Puntilloso de la impertinencia en el momento justo, fue el emisario de la palabra “comemierda”. Maestro del estilo directo con el público: “No seas comemierda. No interrumpas, que yo vivo del cuento”. O esta otra:

— ¿Qué hace usted? –le preguntó a un borracho inoportuno, en medio de un performance.
— Soy administrador.
— ¿Y a usted le gustaría que yo fuera a su oficina a desordenarle la carpetas?
— La verdad, no…
— Entonces, no sea comemierda y siéntese, que yo ahora estoy trabajando.

Precursor del entretenimiento casero, junto a Rita Montaner. Su show en cintas de VHS puso al machismo como un problema en escena. Discos de chistes, películas, programas de televisión, cientos de horas al aire en radio, obras de teatro, monólogos y veinte y pico de libros.

De leonés, negro y caribe estamos hechos. Son tres jodedores los que tenemos los venezolanos en la sangre, explicaba Aníbal Nazoa. En el caso cubano —su personaje—, vacilando entre gallego y negrito, con afectaciones colindantes al goajiro y descendiente de rubios canarios, Álvarez Guedes dio de sobra.

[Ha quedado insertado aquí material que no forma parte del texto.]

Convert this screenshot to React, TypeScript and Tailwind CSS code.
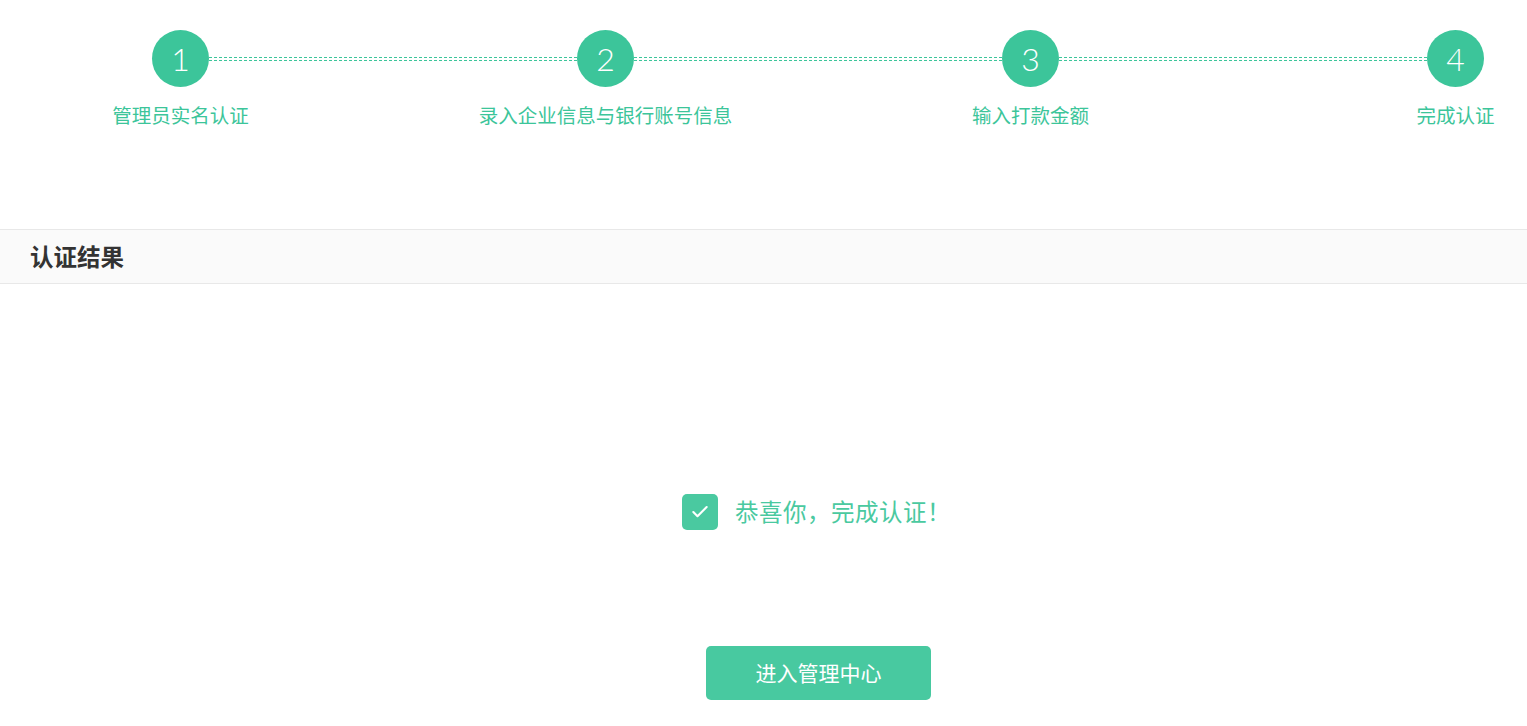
import { Check } from 'lucide-react';

const steps = ['管理员实名认证', '录入企业信息与银行账号信息', '输入打款金额', '完成认证'];

function StepLabel({ text }: { text: string }) {
  return (
    <div className="w-[57px] flex justify-center">
      <span className="whitespace-nowrap text-[19.5px] leading-6 text-[#3cc59a]">{text}</span>
    </div>
  );
}

export default function App() {
  return (
    <div
      className="w-[1527px] h-[726px] bg-white overflow-hidden"
      style={{ fontFamily: '"Noto Sans CJK SC", "Noto Sans", sans-serif' }}
    >
      {/* Steps */}
      <div className="pt-[30px] pl-[152px] pr-[43px]">
        <div className="flex items-center">
          {steps.map((s, i) => (
            <div key={s} className={i < steps.length - 1 ? 'flex items-center flex-1' : 'flex items-center'}>
              <div
                className="w-[57px] h-[57px] rounded-full bg-[#3cc59a] flex items-center justify-center text-white text-[32px] font-light"
                style={{ fontFamily: 'Lato, "Open Sans", sans-serif' }}
              >
                {i + 1}
              </div>
              {i < steps.length - 1 && (
                <div className="flex-1 h-[4px] border-y border-dashed border-[#3cc59a]" />
              )}
            </div>
          ))}
        </div>
        <div className="flex justify-between mt-[16px]">
          {steps.map((s) => (
            <StepLabel key={s} text={s} />
          ))}
        </div>
      </div>

      {/* Section header */}
      <div className="mt-[102px] h-[55px] bg-[#fafafa] border-y border-[#e8e8e8] flex items-center px-[30px]">
        <h2 className="text-[23.5px] font-bold text-[#333]">认证结果</h2>
      </div>

      {/* Result */}
      <div className="flex flex-col items-center pl-[110px]">
        <div className="mt-[210px] flex items-center gap-[17px] ml-[-4px]">
          <div className="w-[36px] h-[36px] rounded-[5px] bg-[#4ac9a0] flex items-center justify-center">
            <Check className="w-[20px] h-[20px] text-white" strokeWidth={2.5} />
          </div>
          <span className="text-[23.5px] text-[#4ac9a0] tracking-[0.5px]">恭喜你，完成认证！</span>
        </div>
        <button className="mt-[116px] w-[225px] h-[54px] rounded-[5px] bg-[#48c9a0] text-white text-[21px]">
          进入管理中心
        </button>
      </div>
    </div>
  );
}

Al Guillermo niño, de pantalón corto y lengua larga, le rindió la vida y ninguna vez perdió el talento ni se le arrinconó el chiste. En su cabeza llevaba el siglo XVII a rastras, equidistante de las candilejas. Dígale carpa al teatro bufo y vivan en ella números humorísticos, como pasatiempo para el público. Entre los actos musicales, el monólogo, la chanza larga, la oratio perpetua, esa sucesión sintáctica, semánticamente lineal y en clave de discurso. En tales ocasiones, el gran Guillermo construía gramaticalmente, disponía lógicamente de la expresión, usaba con elegancia y discreción las figuras retóricas del insulto como defensa y la rabia como válvula de escape de la cotidianidad desbordada.

Y así vivió una joda, al parecer bastante santa.